Nel giorno in cui entra in vigore la legge che (in recepimento della direttiva europea 2016/343) impone regole più stringenti alla comunicazione dei magistrati sulla colpevolezza degli imputati, il superprocuratore Antimafia e Antiterrorismo Federico Cafiero de Raho in un’intervista alla Stampa dice di essere «perfettamente d’accordo».
Il magistrato napoletano spiega: «Bisogna escludere dalle nostre comunicazioni qualunque indicazione che possa far apparire come colpevoli i soggetti coinvolti in un’indagine. Personalmente, l’ho sempre fatto a ogni conferenza stampa che ho tenuto. Ho sempre sottolineato che le responsabilità sarebbero state accertate in modo definitivo solo con le sentenze».

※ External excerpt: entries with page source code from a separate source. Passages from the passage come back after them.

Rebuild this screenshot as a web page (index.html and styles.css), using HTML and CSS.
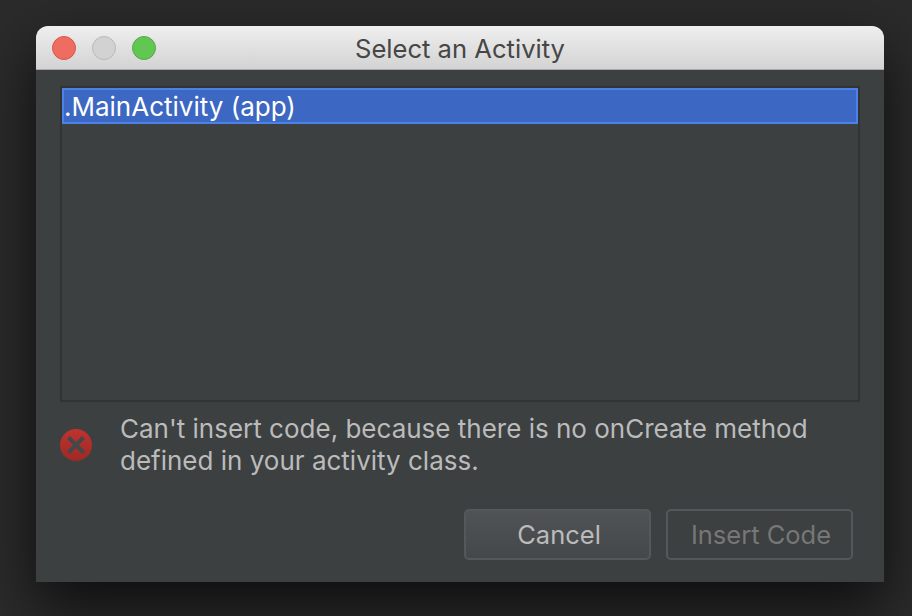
FILE: index.html
```html
<!DOCTYPE html>
<html lang="en">
<head>
    <meta charset="UTF-8">
    <title>Select an Activity</title>
    <link rel="stylesheet" href="styles.css">
</head>
<body>
    <div class="window">
        <div class="titlebar">
            <div class="lights">
                <span class="light red"></span>
                <span class="light gray"></span>
                <span class="light green"></span>
            </div>
            <div class="title">Select an Activity</div>
        </div>

        <div class="content">
            <div class="list">
                <div class="row selected">.MainActivity (app)</div>
            </div>

            <div class="message">
                <svg class="error-icon" width="32" height="32" viewBox="0 0 32 32">
                    <defs>
                        <linearGradient id="err" x1="0" y1="0" x2="0" y2="1">
                            <stop offset="0" stop-color="#c0332e"/>
                            <stop offset="1" stop-color="#9c2a26"/>
                        </linearGradient>
                    </defs>
                    <circle cx="16" cy="16" r="16" fill="url(#err)"/>
                    <path d="M8.5 8.5 L23.5 23.5 M23.5 8.5 L8.5 23.5" stroke="#45484a" stroke-width="4" fill="none"/>
                </svg>
                <p>Can't insert code, because there is no onCreate method<br>defined in your activity class.</p>
            </div>

            <div class="buttons">
                <button class="btn">Cancel</button>
                <button class="btn disabled">Insert Code</button>
            </div>
        </div>
    </div>
</body>
</html>
```

FILE: styles.css
```css
html, body {
    height: 100%;
}

body {
    margin: 0;
    padding: 26px 28px 34px 36px;
    box-sizing: border-box;
    background-color: #2b2b2b;
    font-family: Inter, "Liberation Sans", sans-serif;
    overflow: hidden;
}

.window {
    height: 556px;
    display: flex;
    flex-direction: column;
    background-color: #3c4041;
    border-radius: 12px 12px 0 0;
    box-shadow: 0 24px 60px rgba(0, 0, 0, 0.7);
}

.titlebar {
    height: 44px;
    box-sizing: border-box;
    flex: none;
    display: flex;
    align-items: center;
    position: relative;
    background: linear-gradient(#efefef, #d3d3d3);
    border-bottom: 1px solid #a9a9a9;
    border-radius: 12px 12px 0 0;
}

.lights {
    display: flex;
    gap: 16px;
    padding-left: 16px;
}

.light {
    width: 24px;
    height: 24px;
    box-sizing: border-box;
    border-radius: 50%;
    border: 1px solid;
}

.red {
    background-color: #ee6c60;
    border-color: #d9564c;
}

.gray {
    background-color: #d2d2d2;
    border-color: #b9b9b9;
}

.green {
    background-color: #62c554;
    border-color: #4fae42;
}

.title {
    position: absolute;
    left: 0;
    right: 0;
    padding-top: 2px;
    text-align: center;
    font-size: 25.6px;
    color: #464646;
}

.content {
    flex: 1;
    display: flex;
    flex-direction: column;
    padding: 16px 24px 0;
}

.list {
    height: 312px;
    border: 2px solid #313335;
    flex: none;
}

.row {
    height: 36px;
    box-sizing: border-box;
    padding-top: 1px;
    line-height: 32px;
    font-size: 26px;
    color: #fff;
}

.selected {
    background-color: #3c67c2;
    border: 2px solid #4a82ea;
}

.message {
    display: flex;
    align-items: center;
    gap: 28px;
    margin-top: 11px;
}

.message p {
    margin: 0;
    font-size: 26px;
    line-height: 32px;
    color: #bbb;
}

.error-icon {
    flex: none;
}

.buttons {
    display: flex;
    justify-content: flex-end;
    gap: 15px;
    margin-top: 32px;
    padding-right: 7px;
}

.btn {
    width: 187px;
    height: 51px;
    border: 2px solid #55585a;
    border-radius: 5px;
    background: linear-gradient(#505356, #45484a);
    color: #bbb;
    font-family: inherit;
    font-size: 25.5px;
    padding: 0 0 0 3px;
}

.btn.disabled {
    background: #3c4041;
    color: #777;
}
```
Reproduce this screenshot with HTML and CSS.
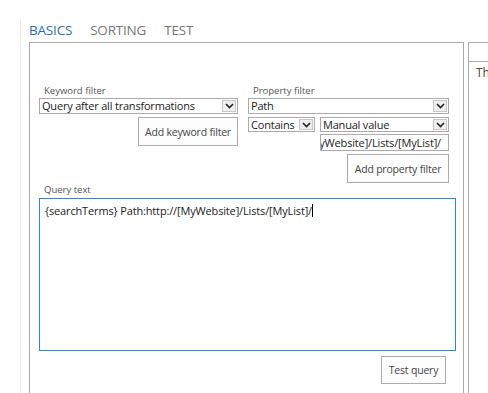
FILE: index.html
```html
<!DOCTYPE html>
<html lang="en">
<head>
    <meta charset="UTF-8">
    <title>Query builder</title>
    <link rel="stylesheet" href="styles.css">
</head>
<body>
    <div class="shell">
        <div class="tabs">
            <span class="tab active">BASICS</span>
            <span class="tab">SORTING</span>
            <span class="tab">TEST</span>
        </div>
        <div class="main">
            <div class="panel">
                <div class="filters">
                    <div class="filter-col">
                        <label class="field-label">Keyword filter</label>
                        <div class="select">
                            <span class="select-text">Query after all transformations</span>
                            <span class="arrow"><svg width="9" height="6" viewBox="0 0 9 6"><path d="M1 1 L4.5 4.5 L8 1" fill="none" stroke="#222" stroke-width="1.6"/></svg></span>
                        </div>
                        <div class="btn-row">
                            <button class="btn btn-keyword">Add keyword filter</button>
                        </div>
                    </div>
                    <div class="filter-col">
                        <label class="field-label">Property filter</label>
                        <div class="select">
                            <span class="select-text">Path</span>
                            <span class="arrow"><svg width="9" height="6" viewBox="0 0 9 6"><path d="M1 1 L4.5 4.5 L8 1" fill="none" stroke="#222" stroke-width="1.6"/></svg></span>
                        </div>
                        <div class="op-row">
                            <div class="select select-op">
                                <span class="select-text">Contains</span>
                                <span class="arrow"><svg width="9" height="6" viewBox="0 0 9 6"><path d="M1 1 L4.5 4.5 L8 1" fill="none" stroke="#222" stroke-width="1.6"/></svg></span>
                            </div>
                            <div class="select select-value">
                                <span class="select-text">Manual value</span>
                                <span class="arrow"><svg width="9" height="6" viewBox="0 0 9 6"><path d="M1 1 L4.5 4.5 L8 1" fill="none" stroke="#222" stroke-width="1.6"/></svg></span>
                            </div>
                        </div>
                        <div class="value-input"><span>http://[MyWebsite]/Lists/[MyList]/</span></div>
                        <div class="btn-row">
                            <button class="btn btn-property">Add property filter</button>
                        </div>
                    </div>
                </div>
                <label class="field-label query-label">Query text</label>
                <div class="query-box">{searchTerms} Path:http://[MyWebsite]/Lists/[MyList]/<span class="caret"></span></div>
                <div class="btn-row">
                    <button class="btn btn-test">Test query</button>
                </div>
            </div>
            <div class="side">
                <div class="side-head"></div>
                <div class="side-body">Th</div>
            </div>
        </div>
    </div>
</body>
</html>
```

FILE: styles.css
```css
body {
    margin: 0;
    padding: 0;
    background-color: #fff;
    font-family: "Open Sans", "Noto Sans", sans-serif;
    color: #333;
    overflow: hidden;
}
.shell {
    margin: 20px 0 0 20px;
    padding-left: 8px;
    border-left: 1px solid #e8e8e8;
    height: 400px;
}
.tabs {
    display: flex;
    gap: 18px;
    height: 22px;
}
.tab {
    font-size: 13.5px;
    line-height: 20px;
    letter-spacing: -0.2px;
    color: #777;
}
.tab.active {
    color: #2a6ebb;
}
.main {
    display: flex;
    gap: 4px;
}
.panel {
    width: 415px;
    flex: none;
    border: 1px solid #ababab;
    padding: 42px 9px 20px 9px;
    height: 400px;
}
.filters {
    display: grid;
    grid-template-columns: 199px 201px;
    gap: 10px;
}
.filter-col {
    display: flex;
    flex-direction: column;
}
.field-label {
    display: block;
    font-size: 9.5px;
    line-height: 12px;
    color: #555;
    padding-left: 5px;
    margin-bottom: 1px;
}
.select {
    display: flex;
    align-items: center;
    height: 14px;
    border: 1px solid #ababab;
    background-color: #fff;
}
.select-text {
    flex: 1;
    font-size: 11px;
    line-height: 14px;
    letter-spacing: -0.2px;
    color: #222;
    padding-left: 2px;
    white-space: nowrap;
    overflow: hidden;
}
.arrow {
    width: 14px;
    height: 12px;
    margin-right: 1px;
    border: 1px solid #c8c8c8;
    background-color: #eee;
    box-sizing: border-box;
    display: flex;
    align-items: center;
    justify-content: center;
}
.op-row {
    display: flex;
    gap: 5px;
    margin-top: 3px;
}
.select-op {
    width: 65px;
}
.op-row .select {
    height: 13px;
}
.op-row .arrow {
    height: 11px;
}
.select-value {
    flex: 1;
}
.value-input {
    margin-top: 2px;
    margin-left: 72px;
    height: 15px;
    border: 1px solid #ababab;
    display: flex;
    justify-content: flex-end;
    overflow: hidden;
    padding-right: 7px;
}
.value-input span {
    font-size: 11px;
    line-height: 15px;
    letter-spacing: -0.15px;
    white-space: nowrap;
    color: #222;
    flex: none;
}
.btn-row {
    display: flex;
    justify-content: flex-end;
}
.btn {
    font-family: "Open Sans", "Noto Sans", sans-serif;
    font-size: 10.5px;
    letter-spacing: -0.2px;
    white-space: nowrap;
    color: #444;
    background-color: #fdfdfd;
    border: 1px solid #ababab;
    height: 29px;
    padding: 0;
    margin-top: 3px;
}
.btn-keyword {
    width: 100px;
}
.btn-property {
    width: 102px;
}
.query-label {
    margin-top: 1px;
    margin-bottom: 2px;
}
.query-box {
    width: 405px;
    height: 141px;
    border: 1px solid #2b88d8;
    padding: 5px 5px;
    font-size: 11px;
    line-height: 14px;
    letter-spacing: -0.15px;
    color: #222;
    white-space: nowrap;
}
.caret {
    display: inline-block;
    width: 1px;
    height: 13px;
    background-color: #000;
    vertical-align: -2px;
}
.btn-test {
    width: 65px;
    height: 28px;
    margin-top: 5px;
    margin-right: 8px;
}
.side {
    width: 60px;
    flex: none;
    border-top: 1px solid #ababab;
    border-left: 1px solid #ababab;
    height: 400px;
    overflow: hidden;
}
.side-head {
    height: 18px;
    border-bottom: 1px solid #ababab;
}
.side-body {
    font-size: 12px;
    line-height: 16px;
    color: #444;
    padding: 3px 0 0 7px;
    white-space: nowrap;
}
```
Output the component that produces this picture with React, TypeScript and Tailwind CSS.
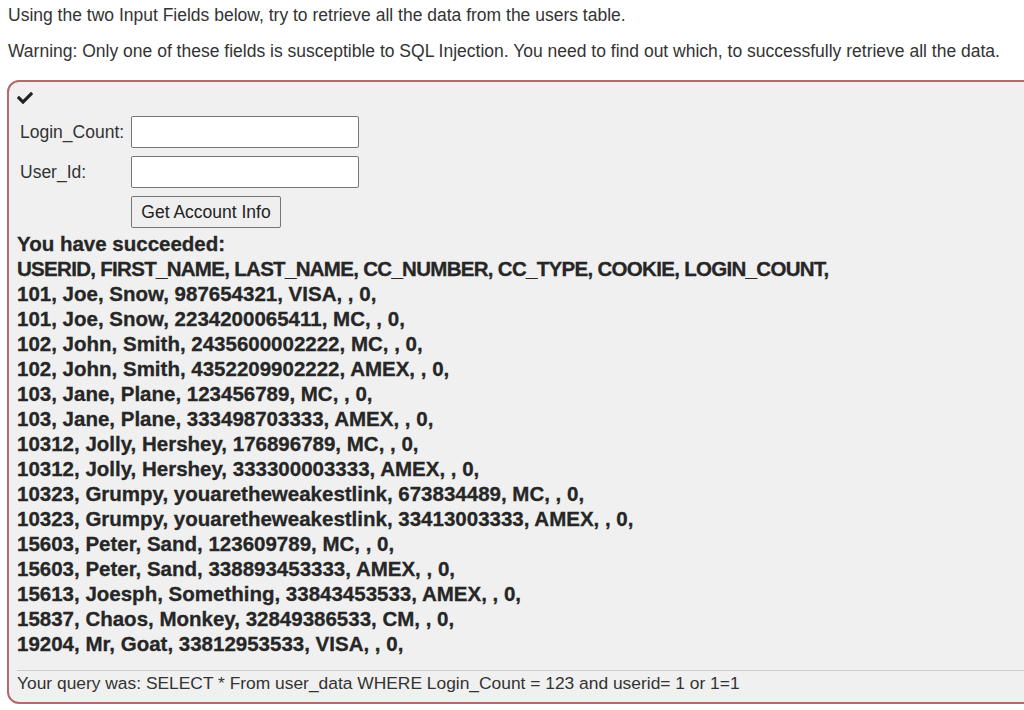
import React from "react";

const rows = [
  "101, Joe, Snow, 987654321, VISA, , 0,",
  "101, Joe, Snow, 2234200065411, MC, , 0,",
  "102, John, Smith, 2435600002222, MC, , 0,",
  "102, John, Smith, 4352209902222, AMEX, , 0,",
  "103, Jane, Plane, 123456789, MC, , 0,",
  "103, Jane, Plane, 333498703333, AMEX, , 0,",
  "10312, Jolly, Hershey, 176896789, MC, , 0,",
  "10312, Jolly, Hershey, 333300003333, AMEX, , 0,",
  "10323, Grumpy, youaretheweakestlink, 673834489, MC, , 0,",
  "10323, Grumpy, youaretheweakestlink, 33413003333, AMEX, , 0,",
  "15603, Peter, Sand, 123609789, MC, , 0,",
  "15603, Peter, Sand, 338893453333, AMEX, , 0,",
  "15613, Joesph, Something, 33843453533, AMEX, , 0,",
  "15837, Chaos, Monkey, 32849386533, CM, , 0,",
  "19204, Mr, Goat, 33812953533, VISA, , 0,",
];

export default function App() {
  return (
    <div
      className="w-[1024px] h-[710px] overflow-hidden bg-white text-[#333]"
      style={{ fontFamily: '"Liberation Sans", Arial, sans-serif' }}
    >
      <div className="pl-[8px]">
        <p className="pt-[5px] text-[17.5px] leading-[20px]">
          Using the two Input Fields below, try to retrieve all the data from the users table.
        </p>
        <p className="mt-[16px] text-[17.5px] leading-[20px]">
          Warning: Only one of these fields is susceptible to SQL Injection. You need to find out which, to successfully retrieve all the data.
        </p>
      </div>
      <div className="mt-[19px] ml-[7px] w-[1060px] border-2 border-[#b36a6a] rounded-[12px] bg-[#f0f0f0] pl-[8px] pt-[8px] pb-[8px]">
        <svg width="16" height="16" viewBox="0 0 512 512" className="block">
          <path
            fill="#222"
            d="M173.898 439.404l-166.4-166.4c-9.997-9.997-9.997-26.206 0-36.204l36.203-36.204c9.997-9.998 26.207-9.998 36.204 0L192 312.69 432.095 72.596c9.997-9.997 26.207-9.997 36.204 0l36.203 36.204c9.997 9.997 9.997 26.206 0 36.204l-294.4 294.401c-9.998 9.997-26.207 9.997-36.204-.001z"
          />
        </svg>
        <div className="mt-[10px] flex flex-col gap-[8px] text-[17.5px]">
          <div className="flex items-center">
            <label className="w-[114px] pl-[3px]">Login_Count:</label>
            <input className="w-[228px] h-[32px] border border-[#767676] rounded-[2px] bg-white" />
          </div>
          <div className="flex items-center">
            <label className="w-[114px] pl-[3px]">User_Id:</label>
            <input className="w-[228px] h-[32px] border border-[#767676] rounded-[2px] bg-white" />
          </div>
          <div className="flex">
            <button className="ml-[114px] w-[150px] h-[32px] border border-[#767676] rounded-[2px] bg-[#efefef] text-[17.5px] text-[#222]">
              Get Account Info
            </button>
          </div>
        </div>
        <div className="mt-[3px] text-[20.5px] leading-[25px] font-bold text-[#262626] [-webkit-text-stroke:0.3px_#262626]">
          <div>You have succeeded:</div>
          <div className="tracking-[-0.7px]">USERID, FIRST_NAME, LAST_NAME, CC_NUMBER, CC_TYPE, COOKIE, LOGIN_COUNT,</div>
          {rows.map((r, i) => (
            <div key={i}>{r}</div>
          ))}
        </div>
        <div className="mt-[14px] border-t border-[#cccccc] pt-[1px] text-[17.4px] leading-[22px]">
          Your query was: SELECT * From user_data WHERE Login_Count = 123 and userid= 1 or 1=1
        </div>
      </div>
    </div>
  );
}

Qualche giorno fa, nell’aula magna della Cassazione, ospite di un convegno organizzato dalla corrente Unicost, de Raho ha detto che «coltivare il dubbio, deve fare parte della cultura del magistrato. Mai pensare che una persona, anche se nei suoi confronti è stata emessa una ordinanza di custodia, sia un colpevole». E ha aggiunto che «il decreto legislativo ha voluto richiamare l’attenzione di tutti sulle conseguenze di un’informazione che sia particolarmente “cattiva” nei confronti di coloro i quali vengono raggiunti da misura cautelare».
De Raho racconta alla Stampa: «Abbiamo assistito addirittura a suicidi di persone indagate, che si ritenevano del tutto innocenti. D’altra parte, sapere è un diritto del cittadino. È necessario dare diffusione della notizia di ordinanze cautelari. Ed è necessario che tutto questo avvenga in modo da conseguire la finalità prima delle informazioni, cioè dare al cittadino un senso di sicurezza e di protezione, di efficienza del sistema giudiziario. Aggiungo che in terre di mafia, serve anche mandare il messaggio che delinquere non conviene». Ma «nell’ambito della comunicazione va respinta l’immagine del magistrato quale depositario della morale collettiva. Al magistrato spetta solamente di applicare la legge; è questo il suo dovere, non fare il moralista».
Secondo il procuratore, «l’enfasi con cui certe indagini vengono rappresentate dalla stampa, rischia di diffondere nell’opinione pubblica la patologia del giustizialismo, la sollecitazione a una giustizia sommaria. Probabilmente anche la stampa dovrebbe trovare un maggiore temperamento. Ed è vero che si assiste a volte al protagonismo di alcuni circoli mediatici ai quali non sono estranei gli stessi magistrati, che tendono alla costruzione di verità alternative, mediante la propalazione di elementi non sottoposti a valutazione. Non è consentito al pubblico ministero, in prossimità della sentenza, sostenere una tesi che orienti il dispositivo, o che anche indirettamente lo condizioni, preparando la folla a una decisione che, se diversa da quella ipotizzata, venga interpretata come prodotto di timori del giudice o addirittura di condizionamenti».
Sulla riforma Cartabia che pone tempi inderogabili ai gradi del processo, il magistrato dice che «se alla nuova disciplina, come è stato detto e come peraltro il Pnrr prevede, si accompagneranno risorse sufficienti, quindi più personale e una completa digitalizzazione, i tempi dei processi dovrebbero abbassarsi e dovrebbero essere rispettati anche da quei distretti che dimostrano le maggiori criticità».
E alla vigilia della riforma del Csm, De Raho afferma che dal suo punto di vista «la modalità più lineare e più obiettiva per comporre il Consiglio sarebbe quella del sorteggio, che esclude la possibilità di interferenze da parte di chiunque. Mi è chiaro che il quadro porta in altra direzione: si vuole modificare la situazione, ma non nella direzione del sorteggio. Continuo a pensare, però, che il sorteggio corrisponda esattamente alla capacità del magistrato medio. Non mi scandalizzerei, anzi credo che sarebbe la modalità attraverso cui escludere qualunque eccessiva interferenza o condizionamento».
Una scelta radicale. «D’alto canto le valutazioni di professionalità a cui sono sottoposti i magistrati, sono tali che di per sé evidenziano una magistratura che risponde alle esigenze di specializzazione richieste anche nell’ambito del Csm». E «se anche se non fosse il mero sorteggio, almeno un sistema misto, con votazioni che portino a un numero ampio di eletti, tra i quali poi procedere a sorteggio, ci darebbe una rosa di personalità capace comunque di limitare interferenze o condizionamenti».